* Task to complete *
For this exercise, repeat all of the material verbatim apart from its images.

* Dataset excerpt *
==============================
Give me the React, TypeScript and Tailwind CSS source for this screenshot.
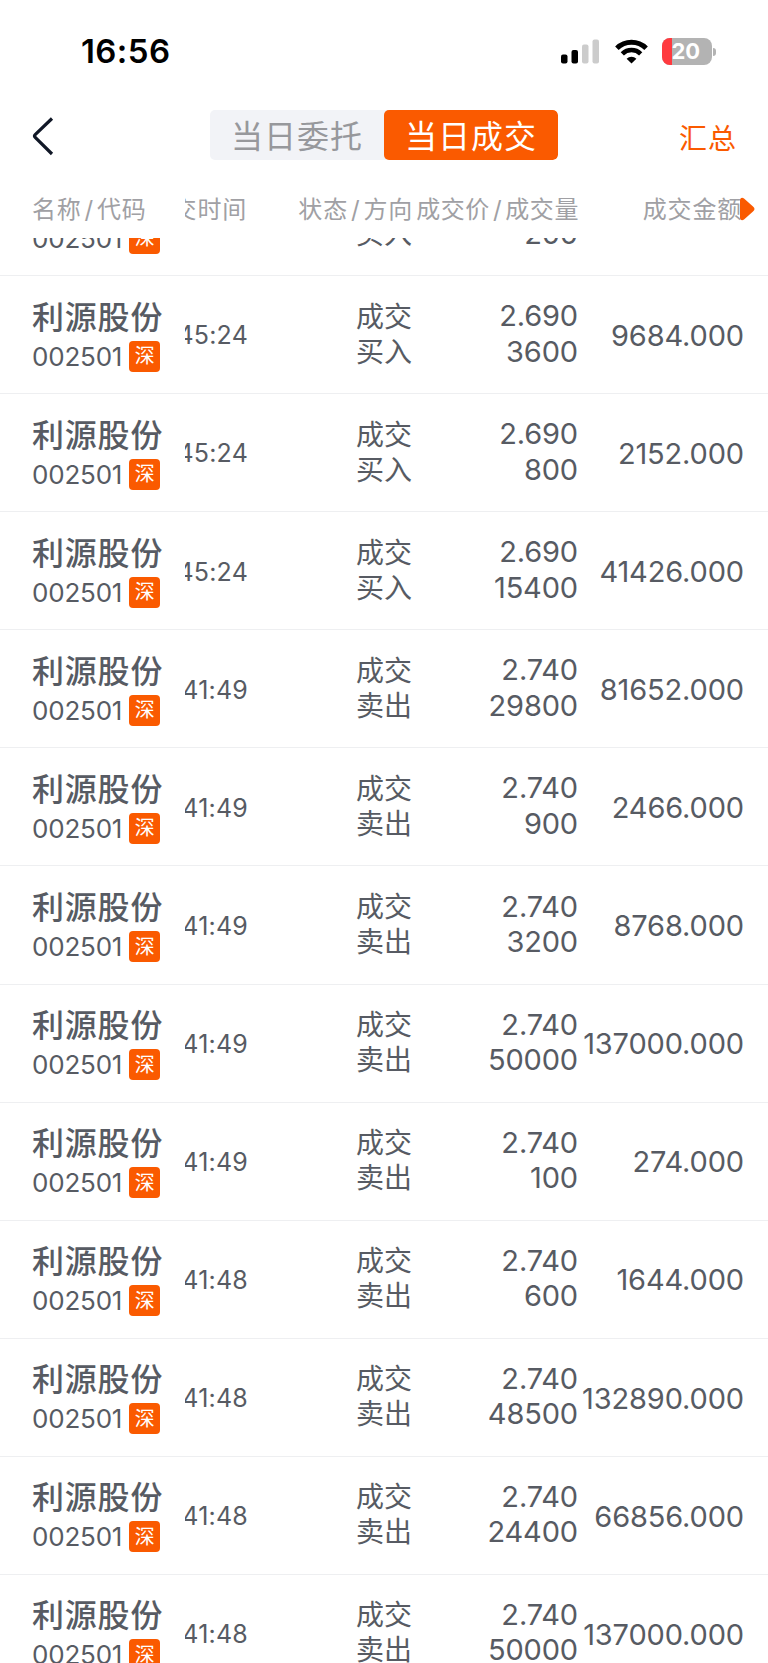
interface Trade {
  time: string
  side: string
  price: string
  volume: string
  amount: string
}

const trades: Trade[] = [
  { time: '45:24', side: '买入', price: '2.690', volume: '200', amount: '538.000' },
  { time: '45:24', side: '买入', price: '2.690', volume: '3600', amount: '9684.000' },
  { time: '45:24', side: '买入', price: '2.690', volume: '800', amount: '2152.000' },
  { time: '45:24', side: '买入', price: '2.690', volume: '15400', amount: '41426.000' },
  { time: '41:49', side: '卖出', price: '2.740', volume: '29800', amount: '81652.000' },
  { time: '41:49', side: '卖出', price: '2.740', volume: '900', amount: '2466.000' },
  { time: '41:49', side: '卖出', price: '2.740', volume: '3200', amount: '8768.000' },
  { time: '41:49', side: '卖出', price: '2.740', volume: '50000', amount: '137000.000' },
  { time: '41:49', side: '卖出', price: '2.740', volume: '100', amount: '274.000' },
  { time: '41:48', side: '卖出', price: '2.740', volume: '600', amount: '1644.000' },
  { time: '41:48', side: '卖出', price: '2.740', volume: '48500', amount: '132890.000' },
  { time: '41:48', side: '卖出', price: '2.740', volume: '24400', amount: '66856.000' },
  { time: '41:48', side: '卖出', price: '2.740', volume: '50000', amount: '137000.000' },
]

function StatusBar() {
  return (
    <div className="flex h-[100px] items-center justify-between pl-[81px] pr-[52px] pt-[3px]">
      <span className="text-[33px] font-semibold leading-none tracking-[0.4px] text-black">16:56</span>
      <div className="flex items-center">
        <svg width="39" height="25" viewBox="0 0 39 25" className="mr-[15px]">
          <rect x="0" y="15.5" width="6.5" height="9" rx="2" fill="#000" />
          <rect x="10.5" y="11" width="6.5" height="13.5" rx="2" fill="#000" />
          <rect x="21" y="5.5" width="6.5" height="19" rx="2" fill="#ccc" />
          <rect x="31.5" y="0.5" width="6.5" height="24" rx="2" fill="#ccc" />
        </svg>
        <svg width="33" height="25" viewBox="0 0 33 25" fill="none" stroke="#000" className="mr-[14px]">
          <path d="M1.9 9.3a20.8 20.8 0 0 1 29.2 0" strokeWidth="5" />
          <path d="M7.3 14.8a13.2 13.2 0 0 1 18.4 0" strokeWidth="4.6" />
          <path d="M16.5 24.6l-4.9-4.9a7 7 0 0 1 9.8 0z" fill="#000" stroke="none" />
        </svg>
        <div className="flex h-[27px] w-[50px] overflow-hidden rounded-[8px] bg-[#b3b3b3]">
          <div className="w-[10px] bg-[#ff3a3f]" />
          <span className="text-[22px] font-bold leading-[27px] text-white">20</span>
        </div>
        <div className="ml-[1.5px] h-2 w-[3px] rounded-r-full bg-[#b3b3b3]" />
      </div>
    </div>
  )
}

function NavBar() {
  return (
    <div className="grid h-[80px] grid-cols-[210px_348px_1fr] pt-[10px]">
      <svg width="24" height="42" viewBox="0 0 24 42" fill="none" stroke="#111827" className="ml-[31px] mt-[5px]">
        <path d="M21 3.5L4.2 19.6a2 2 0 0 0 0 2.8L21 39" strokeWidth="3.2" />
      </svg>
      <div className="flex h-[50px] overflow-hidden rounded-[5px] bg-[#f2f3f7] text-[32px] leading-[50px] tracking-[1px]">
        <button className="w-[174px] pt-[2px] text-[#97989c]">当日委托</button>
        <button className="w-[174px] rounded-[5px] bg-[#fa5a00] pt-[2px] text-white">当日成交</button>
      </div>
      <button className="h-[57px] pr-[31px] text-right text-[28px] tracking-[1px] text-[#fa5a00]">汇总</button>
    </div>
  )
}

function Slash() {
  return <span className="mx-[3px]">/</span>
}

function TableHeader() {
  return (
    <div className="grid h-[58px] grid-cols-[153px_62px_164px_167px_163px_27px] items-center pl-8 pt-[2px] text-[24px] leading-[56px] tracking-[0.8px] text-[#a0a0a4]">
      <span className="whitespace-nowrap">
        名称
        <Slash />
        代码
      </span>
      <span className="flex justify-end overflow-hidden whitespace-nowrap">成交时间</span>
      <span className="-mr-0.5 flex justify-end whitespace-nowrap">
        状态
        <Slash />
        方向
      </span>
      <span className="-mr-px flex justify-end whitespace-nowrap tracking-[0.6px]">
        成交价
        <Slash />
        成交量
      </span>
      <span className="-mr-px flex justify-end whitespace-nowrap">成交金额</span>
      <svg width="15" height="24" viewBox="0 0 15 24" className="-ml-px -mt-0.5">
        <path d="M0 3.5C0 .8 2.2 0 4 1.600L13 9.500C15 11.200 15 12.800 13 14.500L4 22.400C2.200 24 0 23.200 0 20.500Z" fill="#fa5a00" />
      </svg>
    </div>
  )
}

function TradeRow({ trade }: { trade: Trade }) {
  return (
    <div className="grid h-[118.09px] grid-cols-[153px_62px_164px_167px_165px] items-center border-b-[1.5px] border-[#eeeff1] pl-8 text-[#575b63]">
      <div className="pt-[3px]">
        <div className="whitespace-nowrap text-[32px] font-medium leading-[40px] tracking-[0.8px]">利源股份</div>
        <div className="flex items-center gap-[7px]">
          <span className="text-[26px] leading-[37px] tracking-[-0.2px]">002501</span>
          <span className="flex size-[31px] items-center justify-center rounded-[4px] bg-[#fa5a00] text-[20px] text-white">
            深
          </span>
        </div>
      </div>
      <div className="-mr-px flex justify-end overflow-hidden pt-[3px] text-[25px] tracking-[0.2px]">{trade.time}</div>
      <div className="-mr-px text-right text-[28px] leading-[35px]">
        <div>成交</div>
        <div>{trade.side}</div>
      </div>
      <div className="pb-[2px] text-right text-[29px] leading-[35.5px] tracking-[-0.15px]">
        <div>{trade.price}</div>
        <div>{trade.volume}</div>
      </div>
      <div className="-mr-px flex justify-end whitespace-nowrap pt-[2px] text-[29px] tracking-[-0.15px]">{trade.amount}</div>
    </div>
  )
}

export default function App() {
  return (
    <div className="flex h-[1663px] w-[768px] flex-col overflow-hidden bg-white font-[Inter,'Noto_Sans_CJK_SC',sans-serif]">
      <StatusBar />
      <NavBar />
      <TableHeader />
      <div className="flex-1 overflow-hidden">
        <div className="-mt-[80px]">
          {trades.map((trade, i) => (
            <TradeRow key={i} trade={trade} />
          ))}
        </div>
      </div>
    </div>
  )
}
==============================
* Written answer *
Give me the React, TypeScript and Tailwind CSS source for this screenshot.
interface Trade {
  time: string
  side: string
  price: string
  volume: string
  amount: string
}

const trades: Trade[] = [
  { time: '45:24', side: '买入', price: '2.690', volume: '200', amount: '538.000' },
  { time: '45:24', side: '买入', price: '2.690', volume: '3600', amount: '9684.000' },
  { time: '45:24', side: '买入', price: '2.690', volume: '800', amount: '2152.000' },
  { time: '45:24', side: '买入', price: '2.690', volume: '15400', amount: '41426.000' },
  { time: '41:49', side: '卖出', price: '2.740', volume: '29800', amount: '81652.000' },
  { time: '41:49', side: '卖出', price: '2.740', volume: '900', amount: '2466.000' },
  { time: '41:49', side: '卖出', price: '2.740', volume: '3200', amount: '8768.000' },
  { time: '41:49', side: '卖出', price: '2.740', volume: '50000', amount: '137000.000' },
  { time: '41:49', side: '卖出', price: '2.740', volume: '100', amount: '274.000' },
  { time: '41:48', side: '卖出', price: '2.740', volume: '600', amount: '1644.000' },
  { time: '41:48', side: '卖出', price: '2.740', volume: '48500', amount: '132890.000' },
  { time: '41:48', side: '卖出', price: '2.740', volume: '24400', amount: '66856.000' },
  { time: '41:48', side: '卖出', price: '2.740', volume: '50000', amount: '137000.000' },
]

function StatusBar() {
  return (
    <div className="flex h-[100px] items-center justify-between pl-[81px] pr-[52px] pt-[3px]">
      <span className="text-[33px] font-semibold leading-none tracking-[0.4px] text-black">16:56</span>
      <div className="flex items-center">
        <svg width="39" height="25" viewBox="0 0 39 25" className="mr-[15px]">
          <rect x="0" y="15.5" width="6.5" height="9" rx="2" fill="#000" />
          <rect x="10.5" y="11" width="6.5" height="13.5" rx="2" fill="#000" />
          <rect x="21" y="5.5" width="6.5" height="19" rx="2" fill="#ccc" />
          <rect x="31.5" y="0.5" width="6.5" height="24" rx="2" fill="#ccc" />
        </svg>
        <svg width="33" height="25" viewBox="0 0 33 25" fill="none" stroke="#000" className="mr-[14px]">
          <path d="M1.9 9.3a20.8 20.8 0 0 1 29.2 0" strokeWidth="5" />
          <path d="M7.3 14.8a13.2 13.2 0 0 1 18.4 0" strokeWidth="4.6" />
          <path d="M16.5 24.6l-4.9-4.9a7 7 0 0 1 9.8 0z" fill="#000" stroke="none" />
        </svg>
        <div className="flex h-[27px] w-[50px] overflow-hidden rounded-[8px] bg-[#b3b3b3]">
          <div className="w-[10px] bg-[#ff3a3f]" />
          <span className="text-[22px] font-bold leading-[27px] text-white">20</span>
        </div>
        <div className="ml-[1.5px] h-2 w-[3px] rounded-r-full bg-[#b3b3b3]" />
      </div>
    </div>
  )
}

function NavBar() {
  return (
    <div className="grid h-[80px] grid-cols-[210px_348px_1fr] pt-[10px]">
      <svg width="24" height="42" viewBox="0 0 24 42" fill="none" stroke="#111827" className="ml-[31px] mt-[5px]">
        <path d="M21 3.5L4.2 19.6a2 2 0 0 0 0 2.8L21 39" strokeWidth="3.2" />
      </svg>
      <div className="flex h-[50px] overflow-hidden rounded-[5px] bg-[#f2f3f7] text-[32px] leading-[50px] tracking-[1px]">
        <button className="w-[174px] pt-[2px] text-[#97989c]">当日委托</button>
        <button className="w-[174px] rounded-[5px] bg-[#fa5a00] pt-[2px] text-white">当日成交</button>
      </div>
      <button className="h-[57px] pr-[31px] text-right text-[28px] tracking-[1px] text-[#fa5a00]">汇总</button>
    </div>
  )
}

function Slash() {
  return <span className="mx-[3px]">/</span>
}

function TableHeader() {
  return (
    <div className="grid h-[58px] grid-cols-[153px_62px_164px_167px_163px_27px] items-center pl-8 pt-[2px] text-[24px] leading-[56px] tracking-[0.8px] text-[#a0a0a4]">
      <span className="whitespace-nowrap">
        名称
        <Slash />
        代码
      </span>
      <span className="flex justify-end overflow-hidden whitespace-nowrap">成交时间</span>
      <span className="-mr-0.5 flex justify-end whitespace-nowrap">
        状态
        <Slash />
        方向
      </span>
      <span className="-mr-px flex justify-end whitespace-nowrap tracking-[0.6px]">
        成交价
        <Slash />
        成交量
      </span>
      <span className="-mr-px flex justify-end whitespace-nowrap">成交金额</span>
      <svg width="15" height="24" viewBox="0 0 15 24" className="-ml-px -mt-0.5">
        <path d="M0 3.5C0 .8 2.2 0 4 1.600L13 9.500C15 11.200 15 12.800 13 14.500L4 22.400C2.200 24 0 23.200 0 20.500Z" fill="#fa5a00" />
      </svg>
    </div>
  )
}

function TradeRow({ trade }: { trade: Trade }) {
  return (
    <div className="grid h-[118.09px] grid-cols-[153px_62px_164px_167px_165px] items-center border-b-[1.5px] border-[#eeeff1] pl-8 text-[#575b63]">
      <div className="pt-[3px]">
        <div className="whitespace-nowrap text-[32px] font-medium leading-[40px] tracking-[0.8px]">利源股份</div>
        <div className="flex items-center gap-[7px]">
          <span className="text-[26px] leading-[37px] tracking-[-0.2px]">002501</span>
          <span className="flex size-[31px] items-center justify-center rounded-[4px] bg-[#fa5a00] text-[20px] text-white">
            深
          </span>
        </div>
      </div>
      <div className="-mr-px flex justify-end overflow-hidden pt-[3px] text-[25px] tracking-[0.2px]">{trade.time}</div>
      <div className="-mr-px text-right text-[28px] leading-[35px]">
        <div>成交</div>
        <div>{trade.side}</div>
      </div>
      <div className="pb-[2px] text-right text-[29px] leading-[35.5px] tracking-[-0.15px]">
        <div>{trade.price}</div>
        <div>{trade.volume}</div>
      </div>
      <div className="-mr-px flex justify-end whitespace-nowrap pt-[2px] text-[29px] tracking-[-0.15px]">{trade.amount}</div>
    </div>
  )
}

export default function App() {
  return (
    <div className="flex h-[1663px] w-[768px] flex-col overflow-hidden bg-white font-[Inter,'Noto_Sans_CJK_SC',sans-serif]">
      <StatusBar />
      <NavBar />
      <TableHeader />
      <div className="flex-1 overflow-hidden">
        <div className="-mt-[80px]">
          {trades.map((trade, i) => (
            <TradeRow key={i} trade={trade} />
          ))}
        </div>
      </div>
    </div>
  )
}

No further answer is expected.